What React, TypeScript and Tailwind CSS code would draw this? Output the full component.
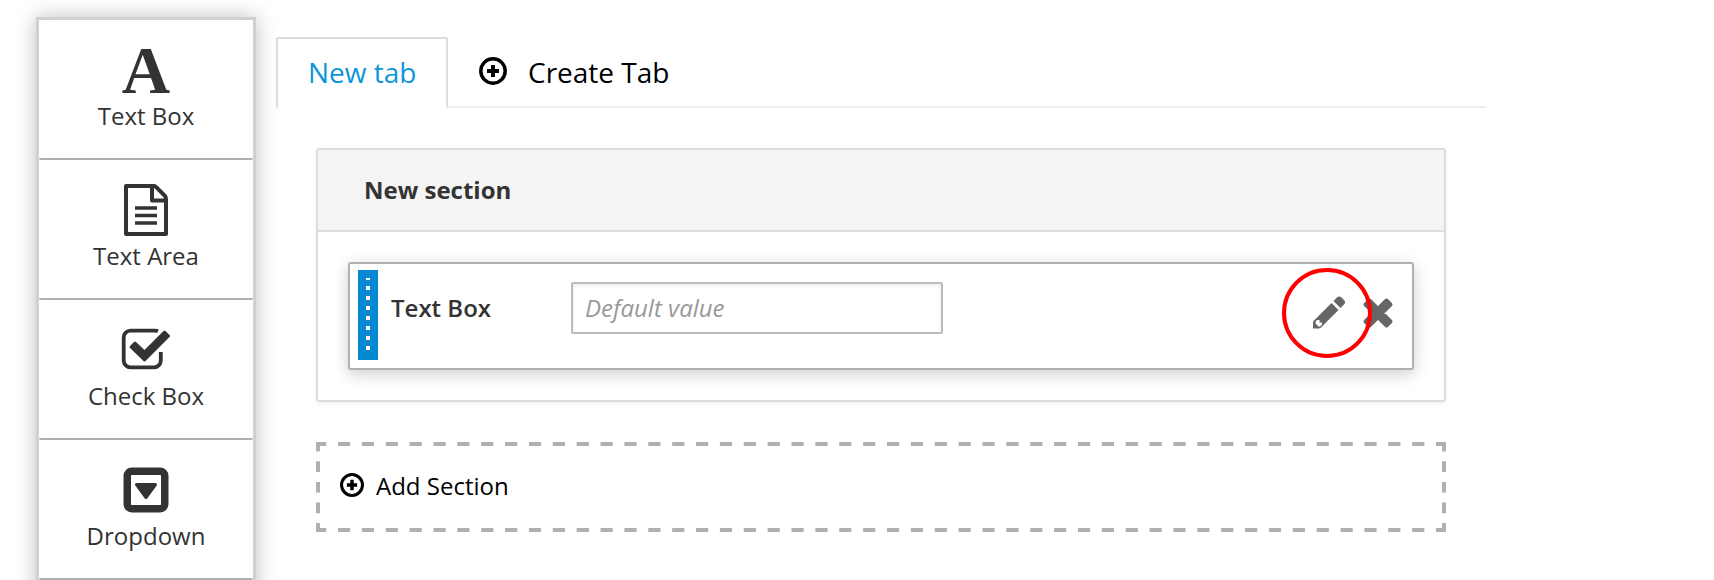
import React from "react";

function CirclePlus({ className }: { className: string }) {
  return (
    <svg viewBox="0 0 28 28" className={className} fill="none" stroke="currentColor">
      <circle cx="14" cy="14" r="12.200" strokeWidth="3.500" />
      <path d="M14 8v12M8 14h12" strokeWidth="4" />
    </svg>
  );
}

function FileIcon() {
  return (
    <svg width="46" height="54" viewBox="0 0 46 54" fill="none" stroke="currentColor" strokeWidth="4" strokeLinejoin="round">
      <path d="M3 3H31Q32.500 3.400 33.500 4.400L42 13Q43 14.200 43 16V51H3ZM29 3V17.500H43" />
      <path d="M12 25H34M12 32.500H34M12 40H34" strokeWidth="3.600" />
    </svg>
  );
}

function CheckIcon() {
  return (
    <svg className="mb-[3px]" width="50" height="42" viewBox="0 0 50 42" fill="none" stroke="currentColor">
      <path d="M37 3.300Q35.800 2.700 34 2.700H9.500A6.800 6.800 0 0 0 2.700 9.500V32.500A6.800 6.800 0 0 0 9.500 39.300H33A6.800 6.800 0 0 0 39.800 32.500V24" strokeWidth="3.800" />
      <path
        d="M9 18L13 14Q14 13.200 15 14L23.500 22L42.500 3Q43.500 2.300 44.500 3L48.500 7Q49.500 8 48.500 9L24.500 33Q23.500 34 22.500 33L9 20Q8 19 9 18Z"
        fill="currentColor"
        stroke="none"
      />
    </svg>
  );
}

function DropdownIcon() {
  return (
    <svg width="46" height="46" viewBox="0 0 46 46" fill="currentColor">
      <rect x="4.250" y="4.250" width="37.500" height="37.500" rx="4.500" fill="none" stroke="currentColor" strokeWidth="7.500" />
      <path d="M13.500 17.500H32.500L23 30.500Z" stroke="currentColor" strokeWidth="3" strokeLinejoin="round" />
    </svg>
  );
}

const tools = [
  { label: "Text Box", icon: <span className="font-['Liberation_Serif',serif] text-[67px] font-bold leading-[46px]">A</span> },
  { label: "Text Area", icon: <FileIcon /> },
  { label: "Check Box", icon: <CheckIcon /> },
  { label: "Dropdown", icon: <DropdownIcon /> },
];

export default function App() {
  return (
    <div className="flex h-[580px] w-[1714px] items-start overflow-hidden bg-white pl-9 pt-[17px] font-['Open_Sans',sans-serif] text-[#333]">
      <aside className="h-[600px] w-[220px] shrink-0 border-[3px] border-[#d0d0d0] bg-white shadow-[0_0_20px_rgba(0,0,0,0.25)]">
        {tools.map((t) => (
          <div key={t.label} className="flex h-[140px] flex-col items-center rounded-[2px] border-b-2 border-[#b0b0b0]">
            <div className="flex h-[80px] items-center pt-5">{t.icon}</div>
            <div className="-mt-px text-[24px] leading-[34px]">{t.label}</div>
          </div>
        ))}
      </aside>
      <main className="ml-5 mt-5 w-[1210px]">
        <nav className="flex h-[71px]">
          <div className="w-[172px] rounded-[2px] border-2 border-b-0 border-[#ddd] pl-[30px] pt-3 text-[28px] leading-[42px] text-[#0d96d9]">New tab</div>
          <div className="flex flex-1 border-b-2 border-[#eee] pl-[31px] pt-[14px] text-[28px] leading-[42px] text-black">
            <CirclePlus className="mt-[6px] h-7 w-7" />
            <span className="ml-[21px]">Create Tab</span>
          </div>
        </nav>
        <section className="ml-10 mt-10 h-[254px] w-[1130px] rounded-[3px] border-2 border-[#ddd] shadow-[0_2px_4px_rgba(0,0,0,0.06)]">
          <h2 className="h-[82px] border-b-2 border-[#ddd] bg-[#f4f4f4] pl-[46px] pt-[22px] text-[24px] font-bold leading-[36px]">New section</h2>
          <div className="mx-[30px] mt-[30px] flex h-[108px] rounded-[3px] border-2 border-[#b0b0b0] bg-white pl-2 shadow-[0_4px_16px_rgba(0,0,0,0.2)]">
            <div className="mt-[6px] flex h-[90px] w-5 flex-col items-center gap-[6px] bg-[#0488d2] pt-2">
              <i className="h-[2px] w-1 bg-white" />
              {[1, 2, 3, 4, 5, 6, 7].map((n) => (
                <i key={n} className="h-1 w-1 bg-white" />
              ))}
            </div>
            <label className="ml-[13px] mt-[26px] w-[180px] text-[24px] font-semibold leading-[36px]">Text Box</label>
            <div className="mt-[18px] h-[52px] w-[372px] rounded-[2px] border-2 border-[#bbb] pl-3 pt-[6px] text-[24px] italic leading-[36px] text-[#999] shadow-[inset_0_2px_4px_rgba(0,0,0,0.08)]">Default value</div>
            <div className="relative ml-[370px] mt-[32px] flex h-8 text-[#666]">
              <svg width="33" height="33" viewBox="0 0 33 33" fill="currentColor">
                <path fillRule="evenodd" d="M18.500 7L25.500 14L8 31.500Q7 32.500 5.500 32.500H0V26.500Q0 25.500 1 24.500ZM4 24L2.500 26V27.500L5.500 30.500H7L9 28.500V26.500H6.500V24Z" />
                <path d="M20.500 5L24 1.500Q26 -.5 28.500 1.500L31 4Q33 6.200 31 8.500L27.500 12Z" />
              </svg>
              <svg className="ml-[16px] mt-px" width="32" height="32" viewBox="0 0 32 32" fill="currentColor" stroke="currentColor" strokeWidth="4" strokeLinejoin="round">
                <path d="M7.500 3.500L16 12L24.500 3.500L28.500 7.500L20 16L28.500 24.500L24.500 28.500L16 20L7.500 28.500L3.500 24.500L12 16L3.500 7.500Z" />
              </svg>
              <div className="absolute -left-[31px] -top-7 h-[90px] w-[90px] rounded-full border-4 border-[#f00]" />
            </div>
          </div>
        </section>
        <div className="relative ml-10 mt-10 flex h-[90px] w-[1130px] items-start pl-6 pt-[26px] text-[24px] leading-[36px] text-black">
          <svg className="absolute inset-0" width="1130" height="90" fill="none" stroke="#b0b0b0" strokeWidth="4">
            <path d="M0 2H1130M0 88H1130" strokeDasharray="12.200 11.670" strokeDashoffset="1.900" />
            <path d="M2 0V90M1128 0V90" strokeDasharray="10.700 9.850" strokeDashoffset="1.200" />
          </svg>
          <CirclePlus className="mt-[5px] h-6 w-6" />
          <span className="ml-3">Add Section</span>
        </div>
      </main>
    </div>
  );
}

──────

» Request
Leave out the pictures and give the listing above again exactly.

» Exercise output
What React, TypeScript and Tailwind CSS code would draw this? Output the full component.
import React from "react";

function CirclePlus({ className }: { className: string }) {
  return (
    <svg viewBox="0 0 28 28" className={className} fill="none" stroke="currentColor">
      <circle cx="14" cy="14" r="12.200" strokeWidth="3.500" />
      <path d="M14 8v12M8 14h12" strokeWidth="4" />
    </svg>
  );
}

function FileIcon() {
  return (
    <svg width="46" height="54" viewBox="0 0 46 54" fill="none" stroke="currentColor" strokeWidth="4" strokeLinejoin="round">
      <path d="M3 3H31Q32.500 3.400 33.500 4.400L42 13Q43 14.200 43 16V51H3ZM29 3V17.500H43" />
      <path d="M12 25H34M12 32.500H34M12 40H34" strokeWidth="3.600" />
    </svg>
  );
}

function CheckIcon() {
  return (
    <svg className="mb-[3px]" width="50" height="42" viewBox="0 0 50 42" fill="none" stroke="currentColor">
      <path d="M37 3.300Q35.800 2.700 34 2.700H9.500A6.800 6.800 0 0 0 2.700 9.500V32.500A6.800 6.800 0 0 0 9.500 39.300H33A6.800 6.800 0 0 0 39.800 32.500V24" strokeWidth="3.800" />
      <path
        d="M9 18L13 14Q14 13.200 15 14L23.500 22L42.500 3Q43.500 2.300 44.500 3L48.500 7Q49.500 8 48.500 9L24.500 33Q23.500 34 22.500 33L9 20Q8 19 9 18Z"
        fill="currentColor"
        stroke="none"
      />
    </svg>
  );
}

function DropdownIcon() {
  return (
    <svg width="46" height="46" viewBox="0 0 46 46" fill="currentColor">
      <rect x="4.250" y="4.250" width="37.500" height="37.500" rx="4.500" fill="none" stroke="currentColor" strokeWidth="7.500" />
      <path d="M13.500 17.500H32.500L23 30.500Z" stroke="currentColor" strokeWidth="3" strokeLinejoin="round" />
    </svg>
  );
}

const tools = [
  { label: "Text Box", icon: <span className="font-['Liberation_Serif',serif] text-[67px] font-bold leading-[46px]">A</span> },
  { label: "Text Area", icon: <FileIcon /> },
  { label: "Check Box", icon: <CheckIcon /> },
  { label: "Dropdown", icon: <DropdownIcon /> },
];

export default function App() {
  return (
    <div className="flex h-[580px] w-[1714px] items-start overflow-hidden bg-white pl-9 pt-[17px] font-['Open_Sans',sans-serif] text-[#333]">
      <aside className="h-[600px] w-[220px] shrink-0 border-[3px] border-[#d0d0d0] bg-white shadow-[0_0_20px_rgba(0,0,0,0.25)]">
        {tools.map((t) => (
          <div key={t.label} className="flex h-[140px] flex-col items-center rounded-[2px] border-b-2 border-[#b0b0b0]">
            <div className="flex h-[80px] items-center pt-5">{t.icon}</div>
            <div className="-mt-px text-[24px] leading-[34px]">{t.label}</div>
          </div>
        ))}
      </aside>
      <main className="ml-5 mt-5 w-[1210px]">
        <nav className="flex h-[71px]">
          <div className="w-[172px] rounded-[2px] border-2 border-b-0 border-[#ddd] pl-[30px] pt-3 text-[28px] leading-[42px] text-[#0d96d9]">New tab</div>
          <div className="flex flex-1 border-b-2 border-[#eee] pl-[31px] pt-[14px] text-[28px] leading-[42px] text-black">
            <CirclePlus className="mt-[6px] h-7 w-7" />
            <span className="ml-[21px]">Create Tab</span>
          </div>
        </nav>
        <section className="ml-10 mt-10 h-[254px] w-[1130px] rounded-[3px] border-2 border-[#ddd] shadow-[0_2px_4px_rgba(0,0,0,0.06)]">
          <h2 className="h-[82px] border-b-2 border-[#ddd] bg-[#f4f4f4] pl-[46px] pt-[22px] text-[24px] font-bold leading-[36px]">New section</h2>
          <div className="mx-[30px] mt-[30px] flex h-[108px] rounded-[3px] border-2 border-[#b0b0b0] bg-white pl-2 shadow-[0_4px_16px_rgba(0,0,0,0.2)]">
            <div className="mt-[6px] flex h-[90px] w-5 flex-col items-center gap-[6px] bg-[#0488d2] pt-2">
              <i className="h-[2px] w-1 bg-white" />
              {[1, 2, 3, 4, 5, 6, 7].map((n) => (
                <i key={n} className="h-1 w-1 bg-white" />
              ))}
            </div>
            <label className="ml-[13px] mt-[26px] w-[180px] text-[24px] font-semibold leading-[36px]">Text Box</label>
            <div className="mt-[18px] h-[52px] w-[372px] rounded-[2px] border-2 border-[#bbb] pl-3 pt-[6px] text-[24px] italic leading-[36px] text-[#999] shadow-[inset_0_2px_4px_rgba(0,0,0,0.08)]">Default value</div>
            <div className="relative ml-[370px] mt-[32px] flex h-8 text-[#666]">
              <svg width="33" height="33" viewBox="0 0 33 33" fill="currentColor">
                <path fillRule="evenodd" d="M18.500 7L25.500 14L8 31.500Q7 32.500 5.500 32.500H0V26.500Q0 25.500 1 24.500ZM4 24L2.500 26V27.500L5.500 30.500H7L9 28.500V26.500H6.500V24Z" />
                <path d="M20.500 5L24 1.500Q26 -.5 28.500 1.500L31 4Q33 6.200 31 8.500L27.500 12Z" />
              </svg>
              <svg className="ml-[16px] mt-px" width="32" height="32" viewBox="0 0 32 32" fill="currentColor" stroke="currentColor" strokeWidth="4" strokeLinejoin="round">
                <path d="M7.500 3.500L16 12L24.500 3.500L28.500 7.500L20 16L28.500 24.500L24.500 28.500L16 20L7.500 28.500L3.500 24.500L12 16L3.500 7.500Z" />
              </svg>
              <div className="absolute -left-[31px] -top-7 h-[90px] w-[90px] rounded-full border-4 border-[#f00]" />
            </div>
          </div>
        </section>
        <div className="relative ml-10 mt-10 flex h-[90px] w-[1130px] items-start pl-6 pt-[26px] text-[24px] leading-[36px] text-black">
          <svg className="absolute inset-0" width="1130" height="90" fill="none" stroke="#b0b0b0" strokeWidth="4">
            <path d="M0 2H1130M0 88H1130" strokeDasharray="12.200 11.670" strokeDashoffset="1.900" />
            <path d="M2 0V90M1128 0V90" strokeDasharray="10.700 9.850" strokeDashoffset="1.200" />
          </svg>
          <CirclePlus className="mt-[5px] h-6 w-6" />
          <span className="ml-3">Add Section</span>
        </div>
      </main>
    </div>
  );
}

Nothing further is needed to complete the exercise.